----- GIVEN DATA
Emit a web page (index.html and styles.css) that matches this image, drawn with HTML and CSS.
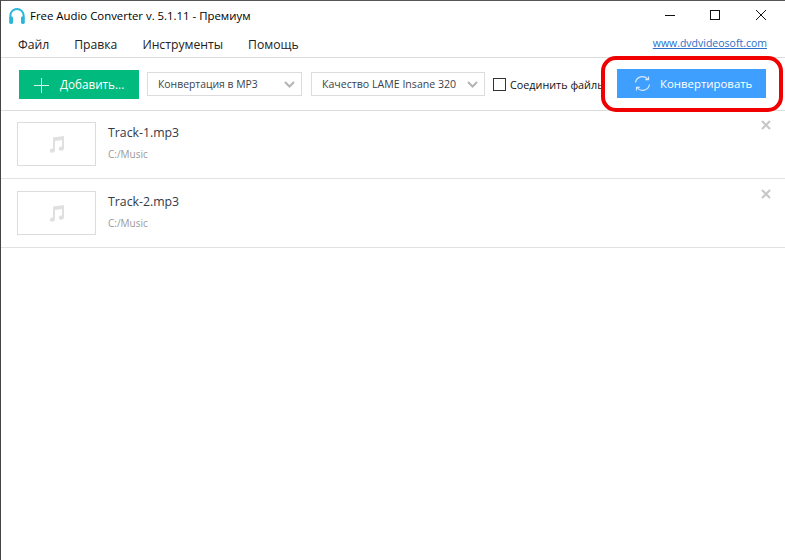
FILE: index.html
```html
<!DOCTYPE html>
<html lang="en">
<head>
    <meta charset="UTF-8">
    <title>Free Audio Converter</title>
    <link rel="stylesheet" href="styles.css">
</head>
<body>
    <div class="window">
        <div class="titlebar">
            <svg class="app-icon" width="18" height="18" viewBox="0 0 18 18" fill="none">
                <path d="M2.4 11V8.5a6.6 6.6 0 0 1 13.2 0V11" stroke="#29b6d8" stroke-width="2"/>
                <rect x="1.2" y="9.5" width="3.8" height="7.5" rx="1.4" fill="#29b6d8"/>
                <rect x="13" y="9.5" width="3.8" height="7.5" rx="1.4" fill="#29b6d8"/>
            </svg>
            <span class="title">Free Audio Converter v. 5.1.11 - Премиум</span>
            <div class="win-controls">
                <svg class="win-btn" width="46" height="29" viewBox="0 0 46 29"><path d="M18 14.5h10" stroke="#111" fill="none"/></svg>
                <svg class="win-btn" width="46" height="29" viewBox="0 0 46 29"><rect x="17.5" y="9.5" width="9" height="9" stroke="#111" fill="none"/></svg>
                <svg class="win-btn" width="46" height="29" viewBox="0 0 46 29"><path d="M17 9l10 10M27 9L17 19" stroke="#111" fill="none"/></svg>
            </div>
        </div>

        <div class="menubar">
            <span class="menu-item">Файл</span>
            <span class="menu-item">Правка</span>
            <span class="menu-item">Инструменты</span>
            <span class="menu-item">Помощь</span>
            <a class="site-link" href="#">www.dvdvideosoft.com</a>
        </div>

        <div class="toolbar">
            <button class="btn btn-add">
                <svg class="plus" width="15" height="15" viewBox="0 0 15 15"><path d="M7.5 0v15M0 7.5h15" stroke="#d9f5ea" fill="none"/></svg>
                <span>Добавить...</span>
            </button>
            <div class="select select-format">
                <span>Конвертация в MP3</span>
                <svg class="chevron" width="11" height="7" viewBox="0 0 11 7"><path d="M1 1l4.5 4.5L10 1" stroke="#b4b4b4" stroke-width="2" fill="none"/></svg>
            </div>
            <div class="select select-quality">
                <span>Качество LAME Insane 320</span>
                <svg class="chevron" width="11" height="7" viewBox="0 0 11 7"><path d="M1 1l4.5 4.5L10 1" stroke="#b4b4b4" stroke-width="2" fill="none"/></svg>
            </div>
            <label class="join">
                <span class="checkbox"></span>
                <span>Соединить файлы</span>
            </label>
            <div class="ring"></div>
            <button class="btn btn-convert">
                <svg width="17" height="17" viewBox="0 0 17 17" fill="none" stroke="#d6eafc" stroke-width="1.2">
                    <path d="M1.5 7.5A7 7 0 0 1 14 4.5"/>
                    <path d="M14.5 1.5v3.2h-3.2"/>
                    <path d="M15.5 9.5A7 7 0 0 1 3 12.5"/>
                    <path d="M2.5 15.5v-3.2h3.2"/>
                </svg>
                <span>Конвертировать</span>
            </button>
        </div>

        <div class="track">
            <div class="thumb">
                <svg width="16" height="18" viewBox="0 0 16 18"><path d="M4 2.5L15 1v12.5a2.6 2.1 0 1 1-2-2V5L6 6v9.5a2.6 2.1 0 1 1-2-2z" fill="#e0e0e0"/></svg>
            </div>
            <div class="track-info">
                <div class="track-name">Track-1.mp3</div>
                <div class="track-path">C:/Music</div>
            </div>
            <svg class="remove" width="10" height="10" viewBox="0 0 10 10"><path d="M1 1l8 8M9 1L1 9" stroke="#c8c8c8" stroke-width="2.2" fill="none"/></svg>
        </div>
        <div class="track">
            <div class="thumb">
                <svg width="16" height="18" viewBox="0 0 16 18"><path d="M4 2.5L15 1v12.5a2.6 2.1 0 1 1-2-2V5L6 6v9.5a2.6 2.1 0 1 1-2-2z" fill="#e0e0e0"/></svg>
            </div>
            <div class="track-info">
                <div class="track-name">Track-2.mp3</div>
                <div class="track-path">C:/Music</div>
            </div>
            <svg class="remove" width="10" height="10" viewBox="0 0 10 10"><path d="M1 1l8 8M9 1L1 9" stroke="#c8c8c8" stroke-width="2.2" fill="none"/></svg>
        </div>
    </div>
</body>
</html>
```

FILE: styles.css
```css
html, body {
    margin: 0;
    padding: 0;
    height: 100%;
    overflow: hidden;
    background: white;
}
.window {
    height: 560px;
    box-sizing: border-box;
    border-top: 1px solid #555;
    border-left: 1px solid #444;
    font-family: "Open Sans", "Noto Sans", sans-serif;
    font-size: 12px;
    color: #222;
}
.titlebar {
    display: flex;
    align-items: center;
    height: 29px;
    padding-left: 7px;
}
.app-icon {
    margin-right: 4px;
}
.title {
    font-size: 11.4px;
    color: #000;
}
.win-controls {
    display: flex;
    margin-left: auto;
}
.menubar {
    display: flex;
    align-items: center;
    box-sizing: border-box;
    height: 28px;
    padding: 2px 18px 0 17px;
    border-bottom: 1px solid #dcdcdc;
    font-size: 12.2px;
}
.menu-item {
    margin-right: 25px;
}
.site-link {
    margin-left: auto;
    margin-top: -4px;
    font-size: 10.5px;
    color: #2a6fc9;
}
.toolbar {
    position: relative;
    display: flex;
    align-items: center;
    height: 52px;
    padding: 0 18px;
    border-bottom: 1px solid #dcdcdc;
    white-space: nowrap;
}
.btn {
    display: flex;
    align-items: center;
    height: 29px;
    border: none;
    padding: 0;
    font-family: inherit;
    font-size: 11.7px;
    color: white;
}
.btn-add {
    width: 120px;
    flex: none;
    padding-left: 15px;
    gap: 11px;
    background: #00ba7e;
}
.plus {
    margin-top: 2px;
}
.select {
    display: flex;
    align-items: center;
    justify-content: space-between;
    box-sizing: border-box;
    height: 24px;
    flex: none;
    padding: 0 6px 0 10px;
    border: 1px solid #dcdcdc;
    color: #3a3f4a;
    font-size: 10.4px;
}
.select-format {
    width: 155px;
    margin-left: 8px;
}
.select-quality {
    width: 174px;
    margin-left: 9px;
    font-size: 10.6px;
}
.join {
    display: flex;
    align-items: center;
    gap: 4px;
    margin-left: 8px;
    color: #111;
    font-size: 10.8px;
}
.checkbox {
    width: 11px;
    height: 11px;
    border: 1px solid #333;
}
.ring {
    position: absolute;
    left: 600px;
    top: -2px;
    width: 174px;
    height: 48px;
    border: 4px solid #f00000;
    border-radius: 15px;
    background: white;
}
.btn-convert {
    position: absolute;
    left: 616px;
    top: 11px;
    width: 149px;
    padding-left: 17px;
    gap: 9px;
    background: #3f9fff;
    font-size: 11.4px;
}
.track {
    position: relative;
    display: flex;
    align-items: flex-start;
    height: 56px;
    padding: 11px 0 0 16px;
    border-bottom: 1px solid #e2e2e2;
}
.track + .track {
    padding-top: 12px;
}
.thumb {
    display: flex;
    align-items: center;
    justify-content: center;
    box-sizing: border-box;
    width: 79px;
    height: 44px;
    border: 1px solid #dcdcdc;
}
.track-info {
    margin-left: 12px;
    padding-top: 1px;
}
.track-name {
    font-size: 12.3px;
    line-height: 20px;
    color: #333a48;
    margin-bottom: 4px;
}
.track-path {
    font-size: 10px;
    line-height: 14px;
    color: #999;
}
.remove {
    position: absolute;
    left: 760px;
    top: 9px;
}
.track + .track .remove {
    top: 10px;
}
```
----------
THE TASK -
Omit the pictures and give the material again, exactly and in full.

WRITTEN RESPONSE -
Emit a web page (index.html and styles.css) that matches this image, drawn with HTML and CSS.
FILE: index.html
```html
<!DOCTYPE html>
<html lang="en">
<head>
    <meta charset="UTF-8">
    <title>Free Audio Converter</title>
    <link rel="stylesheet" href="styles.css">
</head>
<body>
    <div class="window">
        <div class="titlebar">
            <svg class="app-icon" width="18" height="18" viewBox="0 0 18 18" fill="none">
                <path d="M2.4 11V8.5a6.6 6.6 0 0 1 13.2 0V11" stroke="#29b6d8" stroke-width="2"/>
                <rect x="1.2" y="9.5" width="3.8" height="7.5" rx="1.4" fill="#29b6d8"/>
                <rect x="13" y="9.5" width="3.8" height="7.5" rx="1.4" fill="#29b6d8"/>
            </svg>
            <span class="title">Free Audio Converter v. 5.1.11 - Премиум</span>
            <div class="win-controls">
                <svg class="win-btn" width="46" height="29" viewBox="0 0 46 29"><path d="M18 14.5h10" stroke="#111" fill="none"/></svg>
                <svg class="win-btn" width="46" height="29" viewBox="0 0 46 29"><rect x="17.5" y="9.5" width="9" height="9" stroke="#111" fill="none"/></svg>
                <svg class="win-btn" width="46" height="29" viewBox="0 0 46 29"><path d="M17 9l10 10M27 9L17 19" stroke="#111" fill="none"/></svg>
            </div>
        </div>

        <div class="menubar">
            <span class="menu-item">Файл</span>
            <span class="menu-item">Правка</span>
            <span class="menu-item">Инструменты</span>
            <span class="menu-item">Помощь</span>
            <a class="site-link" href="#">www.dvdvideosoft.com</a>
        </div>

        <div class="toolbar">
            <button class="btn btn-add">
                <svg class="plus" width="15" height="15" viewBox="0 0 15 15"><path d="M7.5 0v15M0 7.5h15" stroke="#d9f5ea" fill="none"/></svg>
                <span>Добавить...</span>
            </button>
            <div class="select select-format">
                <span>Конвертация в MP3</span>
                <svg class="chevron" width="11" height="7" viewBox="0 0 11 7"><path d="M1 1l4.5 4.5L10 1" stroke="#b4b4b4" stroke-width="2" fill="none"/></svg>
            </div>
            <div class="select select-quality">
                <span>Качество LAME Insane 320</span>
                <svg class="chevron" width="11" height="7" viewBox="0 0 11 7"><path d="M1 1l4.5 4.5L10 1" stroke="#b4b4b4" stroke-width="2" fill="none"/></svg>
            </div>
            <label class="join">
                <span class="checkbox"></span>
                <span>Соединить файлы</span>
            </label>
            <div class="ring"></div>
            <button class="btn btn-convert">
                <svg width="17" height="17" viewBox="0 0 17 17" fill="none" stroke="#d6eafc" stroke-width="1.2">
                    <path d="M1.5 7.5A7 7 0 0 1 14 4.5"/>
                    <path d="M14.5 1.5v3.2h-3.2"/>
                    <path d="M15.5 9.5A7 7 0 0 1 3 12.5"/>
                    <path d="M2.5 15.5v-3.2h3.2"/>
                </svg>
                <span>Конвертировать</span>
            </button>
        </div>

        <div class="track">
            <div class="thumb">
                <svg width="16" height="18" viewBox="0 0 16 18"><path d="M4 2.5L15 1v12.5a2.6 2.1 0 1 1-2-2V5L6 6v9.5a2.6 2.1 0 1 1-2-2z" fill="#e0e0e0"/></svg>
            </div>
            <div class="track-info">
                <div class="track-name">Track-1.mp3</div>
                <div class="track-path">C:/Music</div>
            </div>
            <svg class="remove" width="10" height="10" viewBox="0 0 10 10"><path d="M1 1l8 8M9 1L1 9" stroke="#c8c8c8" stroke-width="2.2" fill="none"/></svg>
        </div>
        <div class="track">
            <div class="thumb">
                <svg width="16" height="18" viewBox="0 0 16 18"><path d="M4 2.5L15 1v12.5a2.6 2.1 0 1 1-2-2V5L6 6v9.5a2.6 2.1 0 1 1-2-2z" fill="#e0e0e0"/></svg>
            </div>
            <div class="track-info">
                <div class="track-name">Track-2.mp3</div>
                <div class="track-path">C:/Music</div>
            </div>
            <svg class="remove" width="10" height="10" viewBox="0 0 10 10"><path d="M1 1l8 8M9 1L1 9" stroke="#c8c8c8" stroke-width="2.2" fill="none"/></svg>
        </div>
    </div>
</body>
</html>
```

FILE: styles.css
```css
html, body {
    margin: 0;
    padding: 0;
    height: 100%;
    overflow: hidden;
    background: white;
}
.window {
    height: 560px;
    box-sizing: border-box;
    border-top: 1px solid #555;
    border-left: 1px solid #444;
    font-family: "Open Sans", "Noto Sans", sans-serif;
    font-size: 12px;
    color: #222;
}
.titlebar {
    display: flex;
    align-items: center;
    height: 29px;
    padding-left: 7px;
}
.app-icon {
    margin-right: 4px;
}
.title {
    font-size: 11.4px;
    color: #000;
}
.win-controls {
    display: flex;
    margin-left: auto;
}
.menubar {
    display: flex;
    align-items: center;
    box-sizing: border-box;
    height: 28px;
    padding: 2px 18px 0 17px;
    border-bottom: 1px solid #dcdcdc;
    font-size: 12.2px;
}
.menu-item {
    margin-right: 25px;
}
.site-link {
    margin-left: auto;
    margin-top: -4px;
    font-size: 10.5px;
    color: #2a6fc9;
}
.toolbar {
    position: relative;
    display: flex;
    align-items: center;
    height: 52px;
    padding: 0 18px;
    border-bottom: 1px solid #dcdcdc;
    white-space: nowrap;
}
.btn {
    display: flex;
    align-items: center;
    height: 29px;
    border: none;
    padding: 0;
    font-family: inherit;
    font-size: 11.7px;
    color: white;
}
.btn-add {
    width: 120px;
    flex: none;
    padding-left: 15px;
    gap: 11px;
    background: #00ba7e;
}
.plus {
    margin-top: 2px;
}
.select {
    display: flex;
    align-items: center;
    justify-content: space-between;
    box-sizing: border-box;
    height: 24px;
    flex: none;
    padding: 0 6px 0 10px;
    border: 1px solid #dcdcdc;
    color: #3a3f4a;
    font-size: 10.4px;
}
.select-format {
    width: 155px;
    margin-left: 8px;
}
.select-quality {
    width: 174px;
    margin-left: 9px;
    font-size: 10.6px;
}
.join {
    display: flex;
    align-items: center;
    gap: 4px;
    margin-left: 8px;
    color: #111;
    font-size: 10.8px;
}
.checkbox {
    width: 11px;
    height: 11px;
    border: 1px solid #333;
}
.ring {
    position: absolute;
    left: 600px;
    top: -2px;
    width: 174px;
    height: 48px;
    border: 4px solid #f00000;
    border-radius: 15px;
    background: white;
}
.btn-convert {
    position: absolute;
    left: 616px;
    top: 11px;
    width: 149px;
    padding-left: 17px;
    gap: 9px;
    background: #3f9fff;
    font-size: 11.4px;
}
.track {
    position: relative;
    display: flex;
    align-items: flex-start;
    height: 56px;
    padding: 11px 0 0 16px;
    border-bottom: 1px solid #e2e2e2;
}
.track + .track {
    padding-top: 12px;
}
.thumb {
    display: flex;
    align-items: center;
    justify-content: center;
    box-sizing: border-box;
    width: 79px;
    height: 44px;
    border: 1px solid #dcdcdc;
}
.track-info {
    margin-left: 12px;
    padding-top: 1px;
}
.track-name {
    font-size: 12.3px;
    line-height: 20px;
    color: #333a48;
    margin-bottom: 4px;
}
.track-path {
    font-size: 10px;
    line-height: 14px;
    color: #999;
}
.remove {
    position: absolute;
    left: 760px;
    top: 9px;
}
.track + .track .remove {
    top: 10px;
}
```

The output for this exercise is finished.